WORK INSTRUCTIONS: Quote all of the data that follows exactly as written, skipping the images.

--- START SOURCE EXCERPT ---

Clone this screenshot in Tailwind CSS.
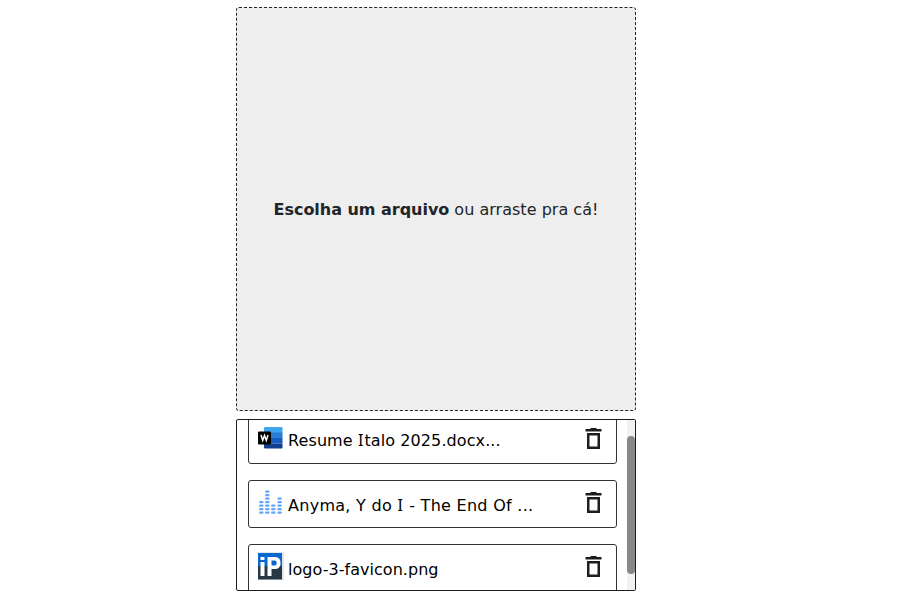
<!DOCTYPE html>
<html lang="pt-BR">
<head>
<meta charset="utf-8">
<title>Upload</title>
<script src="https://cdn.jsdelivr.net/npm/@tailwindcss/browser@4"></script>
</head>
<body class="h-[606px] overflow-hidden bg-white pt-[7px] pl-[236px] font-['DejaVu_Sans',sans-serif] text-base leading-6 text-black">
<svg class="hidden">
  <symbol id="trash" viewBox="0 0 18 24">
    <path fill="#1a1e21" d="M6.500 1h6v1h5v2.400h-16V2h5zM3 6h13v16H3zM5.500 8.500v11h8v-11z" fill-rule="evenodd"/>
  </symbol>
</svg>
<main class="flex w-[400px] flex-col gap-2">
  <label class="flex h-[404px] items-center justify-center rounded-[3px] border border-dashed border-[#212529] bg-[#eee] pt-px text-[#212529]">
    <span class="whitespace-pre"><b class="tracking-[-0.03px]">Escolha um arquivo</b><span class="tracking-[0.02px]"> ou arraste pra cá!</span></span>
  </label>
  <section class="flex h-[172px] overflow-hidden rounded-[2px] border border-[#1a1e21]">
    <ul class="-mt-[5px] flex w-[390px] flex-col gap-4 pr-[10px] pl-[11px]">
      <li class="flex h-[49px] shrink-0 items-center rounded-[3px] border border-[#303438] pl-2">
        <svg class="size-[28px] shrink-0 -translate-x-px -translate-y-[2px]" viewBox="0 0 28 28">
          <path fill="#41a5ee" d="M9 3h16.500a1 1 0 0 1 1 1v5H8V4a1 1 0 0 1 1-1z"/><path fill="#2b7cd3" d="M8 8.500h18.500v6H8z"/><path fill="#185abd" d="M8 14h18.500v5.500H8z"/><path fill="#103f91" d="M8 19.500h18.500v4a1 1 0 0 1-1 1H9a1 1 0 0 1-1-1z"/>
          <rect x="2" y="7.500" width="13" height="13" rx="1" fill="#000"/><path d="M5 11l1.700 5.500 1.800-5 1.800 5L12 11" fill="none" stroke="#fff" stroke-width="1.500"/>
        </svg>
        <span class="ml-[3px] grow pt-[3px] tracking-[0.1px]">Resume <span class="font-['Noto_Sans',sans-serif] leading-none tracking-[1px]">I</span>talo 2025.docx...</span>
        <svg class="mr-[14px] h-6 w-[18px] -translate-y-px"><use href="#trash"/></svg>
      </li>
      <li class="flex h-[48px] shrink-0 items-center rounded-[3px] border border-[#303438] pl-2">
        <svg class="size-[28px] shrink-0 -translate-y-px" viewBox="0 0 28 28" fill="none" stroke="#65a5fa" stroke-width="2.300" stroke-linecap="round">
          <path d="M3.200 13.200h2.200M3.200 16.700h2.200M3.200 20.200h2.200M3.200 23.700h2.200M9.200 2.700h2.200M9.200 6.200h2.200M9.200 9.700h2.200M9.200 13.200h2.200M9.200 16.700h2.200M9.200 20.200h2.200M9.200 23.700h2.200M15.200 16.700h2.200M15.200 20.200h2.200M15.200 23.700h2.200M21.500 9.700h2.200M21.500 13.200h2.200M21.500 16.700h2.200M21.500 20.200h2.200M21.500 23.700h2.200"/>
        </svg>
        <span class="ml-[3px] grow pt-[3px] tracking-[0.28px]">Anyma, Y do <span class="font-['Noto_Sans',sans-serif] leading-none tracking-[1px]">I</span> - The End Of ...</span>
        <svg class="mr-[14px] h-6 w-[18px] -translate-y-px"><use href="#trash"/></svg>
      </li>
      <li class="flex h-[49px] shrink-0 items-center rounded-[3px] border border-[#303438] pl-2">
        <svg class="size-[28px] shrink-0 -translate-y-[3px]" viewBox="0 0 28 28">
          <path fill="#e5e7e9" d="M1 0h26v28H1z"/><path fill="#0868d0" d="M1 1h24v13H1z"/><path fill="#263746" d="M1 14h24v13.500H1z"/>
          <path fill="#fff" d="M3.500 5h4v3h-4zM3.500 10h4v14h-4z"/><path fill="#fff" fill-rule="evenodd" d="M10.500 5h7c4 0 6 2 6 6s-2 6-6 6h-3v7h-4zM14.500 8.500v5h3c1.500 0 2.200-.8 2.200-2.500s-.7-2.500-2.200-2.500z"/>
        </svg>
        <span class="ml-[3px] grow pt-[3px] tracking-[0.04px]">logo-3-favicon.png</span>
        <svg class="mr-[14px] h-6 w-[18px] -translate-y-[2px]"><use href="#trash"/></svg>
      </li>
    </ul>
    <div class="w-2 shrink-0 bg-[#f1f1f1] pt-4"><div class="h-[138px] rounded-full bg-[#868889]"></div></div>
  </section>
</main>
</body>
</html>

--- END SOURCE EXCERPT ---

COMPLETE RESPONSE:
Clone this screenshot in Tailwind CSS.
<!DOCTYPE html>
<html lang="pt-BR">
<head>
<meta charset="utf-8">
<title>Upload</title>
<script src="https://cdn.jsdelivr.net/npm/@tailwindcss/browser@4"></script>
</head>
<body class="h-[606px] overflow-hidden bg-white pt-[7px] pl-[236px] font-['DejaVu_Sans',sans-serif] text-base leading-6 text-black">
<svg class="hidden">
  <symbol id="trash" viewBox="0 0 18 24">
    <path fill="#1a1e21" d="M6.500 1h6v1h5v2.400h-16V2h5zM3 6h13v16H3zM5.500 8.500v11h8v-11z" fill-rule="evenodd"/>
  </symbol>
</svg>
<main class="flex w-[400px] flex-col gap-2">
  <label class="flex h-[404px] items-center justify-center rounded-[3px] border border-dashed border-[#212529] bg-[#eee] pt-px text-[#212529]">
    <span class="whitespace-pre"><b class="tracking-[-0.03px]">Escolha um arquivo</b><span class="tracking-[0.02px]"> ou arraste pra cá!</span></span>
  </label>
  <section class="flex h-[172px] overflow-hidden rounded-[2px] border border-[#1a1e21]">
    <ul class="-mt-[5px] flex w-[390px] flex-col gap-4 pr-[10px] pl-[11px]">
      <li class="flex h-[49px] shrink-0 items-center rounded-[3px] border border-[#303438] pl-2">
        <svg class="size-[28px] shrink-0 -translate-x-px -translate-y-[2px]" viewBox="0 0 28 28">
          <path fill="#41a5ee" d="M9 3h16.500a1 1 0 0 1 1 1v5H8V4a1 1 0 0 1 1-1z"/><path fill="#2b7cd3" d="M8 8.500h18.500v6H8z"/><path fill="#185abd" d="M8 14h18.500v5.500H8z"/><path fill="#103f91" d="M8 19.500h18.500v4a1 1 0 0 1-1 1H9a1 1 0 0 1-1-1z"/>
          <rect x="2" y="7.500" width="13" height="13" rx="1" fill="#000"/><path d="M5 11l1.700 5.500 1.800-5 1.800 5L12 11" fill="none" stroke="#fff" stroke-width="1.500"/>
        </svg>
        <span class="ml-[3px] grow pt-[3px] tracking-[0.1px]">Resume <span class="font-['Noto_Sans',sans-serif] leading-none tracking-[1px]">I</span>talo 2025.docx...</span>
        <svg class="mr-[14px] h-6 w-[18px] -translate-y-px"><use href="#trash"/></svg>
      </li>
      <li class="flex h-[48px] shrink-0 items-center rounded-[3px] border border-[#303438] pl-2">
        <svg class="size-[28px] shrink-0 -translate-y-px" viewBox="0 0 28 28" fill="none" stroke="#65a5fa" stroke-width="2.300" stroke-linecap="round">
          <path d="M3.200 13.200h2.200M3.200 16.700h2.200M3.200 20.200h2.200M3.200 23.700h2.200M9.200 2.700h2.200M9.200 6.200h2.200M9.200 9.700h2.200M9.200 13.200h2.200M9.200 16.700h2.200M9.200 20.200h2.200M9.200 23.700h2.200M15.200 16.700h2.200M15.200 20.200h2.200M15.200 23.700h2.200M21.500 9.700h2.200M21.500 13.200h2.200M21.500 16.700h2.200M21.500 20.200h2.200M21.500 23.700h2.200"/>
        </svg>
        <span class="ml-[3px] grow pt-[3px] tracking-[0.28px]">Anyma, Y do <span class="font-['Noto_Sans',sans-serif] leading-none tracking-[1px]">I</span> - The End Of ...</span>
        <svg class="mr-[14px] h-6 w-[18px] -translate-y-px"><use href="#trash"/></svg>
      </li>
      <li class="flex h-[49px] shrink-0 items-center rounded-[3px] border border-[#303438] pl-2">
        <svg class="size-[28px] shrink-0 -translate-y-[3px]" viewBox="0 0 28 28">
          <path fill="#e5e7e9" d="M1 0h26v28H1z"/><path fill="#0868d0" d="M1 1h24v13H1z"/><path fill="#263746" d="M1 14h24v13.500H1z"/>
          <path fill="#fff" d="M3.500 5h4v3h-4zM3.500 10h4v14h-4z"/><path fill="#fff" fill-rule="evenodd" d="M10.500 5h7c4 0 6 2 6 6s-2 6-6 6h-3v7h-4zM14.500 8.500v5h3c1.500 0 2.200-.8 2.200-2.500s-.7-2.500-2.200-2.500z"/>
        </svg>
        <span class="ml-[3px] grow pt-[3px] tracking-[0.04px]">logo-3-favicon.png</span>
        <svg class="mr-[14px] h-6 w-[18px] -translate-y-[2px]"><use href="#trash"/></svg>
      </li>
    </ul>
    <div class="w-2 shrink-0 bg-[#f1f1f1] pt-4"><div class="h-[138px] rounded-full bg-[#868889]"></div></div>
  </section>
</main>
</body>
</html>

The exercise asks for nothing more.